The number of Macedonian citizens returning from the EU under the readmission agreement is decreasing


The number of Macedonian citizens who have returned from EU countries under the readmission agreement is decreasing. According to the data of the Ministry of Interior, in 2019 1,300 persons were returned to the country, while in 2016 – 3,500 and in 2015 – 9,000. Most of these people are Roma.

The Standing Inquiry Committee for the Protection of Citizens’ Freedoms and Rights held a public debate today on the problems of returnees from EU countries under readmission agreements.

– We have reached concrete conclusions on the strengthening of the state policies regarding the citizens who are forcibly or voluntarily returning from the EU countries. They face specific problems in the areas of education, health, social protection, employment. The government has a 2010 program on this issue, but it has not been implemented. We demand that the government take concrete measures, said Fadil Zendeli, the chairman of the Standing Inquiry Committee.

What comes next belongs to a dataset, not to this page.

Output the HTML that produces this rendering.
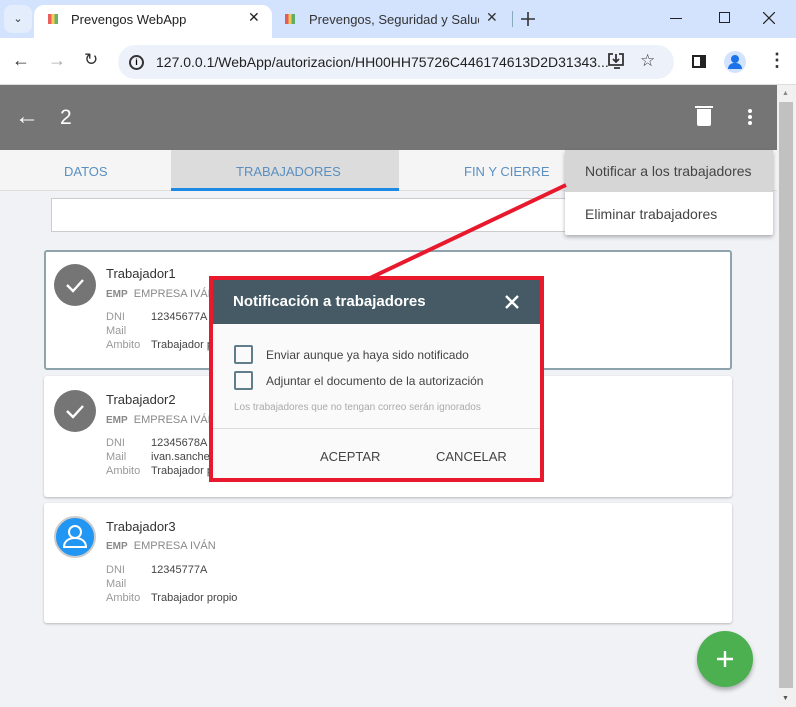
<!DOCTYPE html>
<html><head><meta charset="utf-8"><style>
*{box-sizing:border-box;margin:0;padding:0}
body{width:796px;height:707px;overflow:hidden;font-family:"Liberation Sans",sans-serif;background:#f1f2f6;position:relative}
.abs{position:absolute}
.t{font-size:13px;color:#333}
</style></head><body>
<div class="abs" style="left:0;top:0;width:796px;height:38px;background:#d3e3fd"></div>
<div class="abs" style="left:4px;top:5px;width:28px;height:28px;background:#e4edfc;border-radius:8px;text-align:center;line-height:28px;font-size:11px;color:#333">&#8964;</div>
<div class="abs" style="left:34px;top:5px;width:238px;height:34px;background:#fff;border-radius:10px 10px 0 0"></div>
<div class="abs" style="left:48px;top:14px;width:10px;height:10px;background:linear-gradient(90deg,#e53935 33%,#fbc02d 33% 66%,#43a047 66%);opacity:.8"></div>
<div class="abs" style="left:71px;top:12px;font-size:13px;color:#222">Prevengos WebApp</div>
<div class="abs" style="top:9px;font-size:14px;color:#222;left:248px">✕</div>
<div class="abs" style="left:285px;top:14px;width:10px;height:10px;background:linear-gradient(90deg,#e53935 33%,#fbc02d 33% 66%,#43a047 66%);opacity:.8"></div>
<div class="abs" style="left:309px;top:12px;font-size:13px;color:#333;width:170px;overflow:hidden;white-space:nowrap">Prevengos, Seguridad y Salud L</div>
<div class="abs" style="left:486px;top:9px;font-size:14px;color:#333">✕</div>
<div class="abs" style="left:512px;top:11px;width:1px;height:16px;background:#8ab"></div>
<svg class="abs" style="left:521px;top:12px" width="14" height="14"><path d="M7 0v14M0 7h14" stroke="#333" stroke-width="1.6"/></svg>
<div class="abs" style="left:670px;top:18px;width:12px;height:1px;background:#222"></div>
<div class="abs" style="left:719px;top:12px;width:11px;height:11px;border:1px solid #222"></div>
<svg class="abs" style="left:763px;top:12px" width="12" height="12"><path d="M0 0L12 12M12 0L0 12" stroke="#222" stroke-width="1.2"/></svg>
<div class="abs" style="left:0;top:38px;width:796px;height:47px;background:#fff;border-bottom:1px solid #ddd"></div>
<div class="abs" style="left:12px;top:50px;font-size:18px;color:#333">←</div>
<div class="abs" style="left:48px;top:50px;font-size:18px;color:#aaa">→</div>
<div class="abs" style="left:84px;top:50px;font-size:17px;color:#333">↻</div>
<div class="abs" style="left:118px;top:45px;width:556px;height:34px;background:#edf2fa;border-radius:17px"></div>
<div class="abs" style="left:129px;top:55px;width:15px;height:15px;border:2px solid #333;border-radius:50%;font-size:9px;text-align:center;line-height:11px;font-weight:bold">i</div>
<div class="abs" style="left:156px;top:54px;font-size:14px;color:#222">127.0.0.1/WebApp/autorizacion/HH00HH75726C446174613D2D31343...</div>
<svg class="abs" style="left:607px;top:52px" width="20" height="18"><path d="M6 2H2v11h14V2h-4M9 2v8M6 7l3 3 3-3M7 16h6" fill="none" stroke="#333" stroke-width="1.8"/></svg>
<div class="abs" style="left:640px;top:51px;font-size:17px;color:#333">☆</div>
<div class="abs" style="left:692px;top:55px;width:14px;height:13px;border:2px solid #222;border-right-width:6px"></div>
<div class="abs" style="left:724px;top:51px;width:22px;height:22px;background:#d3e3fd;border-radius:50%"></div>
<div class="abs" style="left:731px;top:55px;width:8px;height:8px;background:#1a73e8;border-radius:50%"></div>
<div class="abs" style="left:728px;top:63px;width:14px;height:6px;background:#1a73e8;border-radius:7px 7px 0 0"></div>
<div class="abs" style="left:768px;top:50px;font-size:18px;color:#333;font-weight:bold">⋮</div>
<div class="abs" style="left:0;top:85px;width:777px;height:65px;background:#757575"></div>
<div class="abs" style="left:15px;top:103px;font-size:24px;color:#fff">←</div>
<div class="abs" style="left:60px;top:106px;font-size:21px;color:#fff">2</div>
<div class="abs" style="left:697px;top:109px;width:14px;height:17px;background:#fff;border-radius:0 0 2px 2px"></div>
<div class="abs" style="left:695px;top:106px;width:18px;height:2px;background:#fff"></div>
<div class="abs" style="left:748px;top:109px;width:4px;height:4px;background:#fff;border-radius:50%;box-shadow:0 6px 0 #fff,0 12px 0 #fff"></div>
<div class="abs" style="left:0;top:150px;width:777px;height:41px;background:#f5f5f5;border-bottom:1px solid #ddd"></div>
<div class="abs" style="left:171px;top:150px;width:228px;height:41px;background:#dcdcdc;border-bottom:3px solid #1e88e5"></div>
<div class="abs" style="left:64px;top:164px;font-size:13px;color:#5b8fc0">DATOS</div>
<div class="abs" style="left:236px;top:164px;font-size:13px;color:#5b8fc0">TRABAJADORES</div>
<div class="abs" style="left:464px;top:164px;font-size:13px;color:#5b8fc0">FIN Y CIERRE</div>
<div class="abs" style="left:51px;top:198px;width:540px;height:34px;background:#fff;border:1px solid #ccc"></div>
<div class="abs" style="left:44px;top:250px;width:688px;height:120px;background:#fff;border:2px solid #8fa3ad;border-radius:3px"></div>
<div class="abs" style="left:44px;top:376px;width:688px;height:121px;background:#fff;box-shadow:0 1px 2px rgba(0,0,0,.25);border-radius:3px"></div>
<div class="abs" style="left:44px;top:503px;width:688px;height:120px;background:#fff;box-shadow:0 1px 2px rgba(0,0,0,.25);border-radius:3px"></div>
<svg class="abs" style="left:54px;top:264px" width="42" height="42"><circle cx="21" cy="21" r="21" fill="#757575"/><path d="M13 21l6 6 10-11" fill="none" stroke="#fff" stroke-width="2.4"/></svg>
<svg class="abs" style="left:54px;top:390px" width="42" height="42"><circle cx="21" cy="21" r="21" fill="#757575"/><path d="M13 21l6 6 10-11" fill="none" stroke="#fff" stroke-width="2.4"/></svg>
<div class="abs" style="left:54px;top:516px;width:42px;height:42px;background:#2196f3;border-radius:50%;border:2px solid #ccc"></div>
<svg class="abs" style="left:54px;top:516px" width="42" height="42" viewBox="0 0 42 42"><circle cx="21" cy="16" r="6" fill="none" stroke="#fff" stroke-width="2"/><path d="M10 31c0-6 5-9 11-9s11 3 11 9H10z" fill="none" stroke="#fff" stroke-width="2"/></svg>
<div class="abs t" style="left:106px;top:266px">Trabajador1</div>
<div class="abs" style="left:106px;top:288px;font-size:11px;color:#888"><b style="font-size:10px">EMP</b>&nbsp; EMPRESA IVÁN</div>
<div class="abs" style="left:106px;top:310px;font-size:11px;color:#999;line-height:14px">DNI<br>Mail<br>Ambito</div>
<div class="abs" style="left:151px;top:310px;font-size:11px;color:#444;line-height:14px">12345677A<br><br>Trabajador propio</div>
<div class="abs t" style="left:106px;top:392px">Trabajador2</div>
<div class="abs" style="left:106px;top:414px;font-size:11px;color:#888"><b style="font-size:10px">EMP</b>&nbsp; EMPRESA IVÁN</div>
<div class="abs" style="left:106px;top:436px;font-size:11px;color:#999;line-height:14px">DNI<br>Mail<br>Ambito</div>
<div class="abs" style="left:151px;top:436px;font-size:11px;color:#444;line-height:14px">12345678A<br>ivan.sanchez<br>Trabajador propio</div>
<div class="abs t" style="left:106px;top:519px">Trabajador3</div>
<div class="abs" style="left:106px;top:540px;font-size:11px;color:#888"><b style="font-size:10px">EMP</b>&nbsp; EMPRESA IVÁN</div>
<div class="abs" style="left:106px;top:563px;font-size:11px;color:#999;line-height:14px">DNI<br>Mail<br>Ambito</div>
<div class="abs" style="left:151px;top:563px;font-size:11px;color:#444;line-height:14px">12345777A<br><br>Trabajador propio</div>
<div class="abs" style="left:565px;top:150px;width:208px;height:85px;background:#fff;box-shadow:0 2px 4px rgba(0,0,0,.3);border-radius:2px"></div>
<div class="abs" style="left:565px;top:150px;width:208px;height:42px;background:#d6d6d6"></div>
<div class="abs" style="left:585px;top:163px;font-size:14px;color:#444">Notificar a los trabajadores</div>
<div class="abs" style="left:585px;top:206px;font-size:14px;color:#444">Eliminar trabajadores</div>
<svg class="abs" style="left:0;top:0" width="796" height="707"><line x1="566" y1="185" x2="368" y2="279" stroke="#e8192c" stroke-width="4"/></svg>
<div class="abs" style="left:209px;top:276px;width:335px;height:206px;border:4px solid #e8192c;background:#fafafa"></div>
<div class="abs" style="left:213px;top:280px;width:327px;height:44px;background:#455a64"></div>
<div class="abs" style="left:233px;top:293px;font-size:15px;color:#fff;font-weight:bold">Notificación a trabajadores</div>
<svg class="abs" style="left:505px;top:295px" width="14" height="14"><path d="M1 1L13 13M13 1L1 13" stroke="#fff" stroke-width="2.4"/></svg>
<div class="abs" style="left:234px;top:345px;width:19px;height:19px;border:2px solid #607d8b;border-radius:2px"></div>
<div class="abs" style="left:234px;top:371px;width:19px;height:19px;border:2px solid #607d8b;border-radius:2px"></div>
<div class="abs" style="left:266px;top:348px;font-size:12px;color:#444">Enviar aunque ya haya sido notificado</div>
<div class="abs" style="left:266px;top:374px;font-size:12px;color:#444">Adjuntar el documento de la autorización</div>
<div class="abs" style="left:234px;top:402px;font-size:10px;color:#aaa">Los trabajadores que no tengan correo serán ignorados</div>
<div class="abs" style="left:213px;top:428px;width:327px;height:1px;background:#ddd"></div>
<div class="abs" style="left:320px;top:449px;font-size:13px;color:#444">ACEPTAR</div>
<div class="abs" style="left:436px;top:449px;font-size:13px;color:#444">CANCELAR</div>
<div class="abs" style="left:777px;top:85px;width:19px;height:622px;background:#f1f1f1"></div>
<div class="abs" style="left:779px;top:102px;width:14px;height:586px;background:#c1c1c1"></div>
<div class="abs" style="left:782px;top:90px;font-size:7px;color:#888">▲</div>
<div class="abs" style="left:782px;top:695px;font-size:7px;color:#555">▼</div>
<div class="abs" style="left:697px;top:631px;width:56px;height:56px;background:#4caf50;border-radius:50%;box-shadow:0 3px 5px rgba(0,0,0,.3)"></div>
<svg class="abs" style="left:717px;top:651px" width="16" height="16"><path d="M8 0v16M0 8h16" stroke="#fff" stroke-width="2.4"/></svg>
</body></html>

Representative of the Ministry of Interior Snezana Trajanovska pointed out that the number of Macedonian citizens returned to the country in line with the EU readmission agreement has been decreasing in recent years, but also pointed out that this figure may not be real as some people return individually or cross border formalities like other passengers. Mostly, as she said, it is about Roma who return to the country after a longer or shorter stay.

The last meeting of our representatives on this issue in Brussels was in September 2019. We have so far signed 25 readmission agreements, including the EU, and are in the process of readmission agreements with five more countries.

Minister in charge of Implementation of the Strategy for Improving the Situation of Roma Muzafer Bajram and Malinka Ristevska – Jordanova from the European Policy Institute emphasized that no matter how long these people return to the country, they should be immediately or promptly given their rights lost them when they left so they could integrate into the system sooner.

Ristevska – Jordanova said they needed immediate access to social protection, health services, education, employment benefits, or registration with the Employment Agency.

“Sometimes children lose years because of unrecognized education documents,” she said.

These persons, according to Ristevska – Jordanova, face discrimination after returning, but not only on ethnic but also on party basis.

Their recommendation is to have special teams to help these people. “The institutions are committed to their work, but there is no systematic approach,” she said.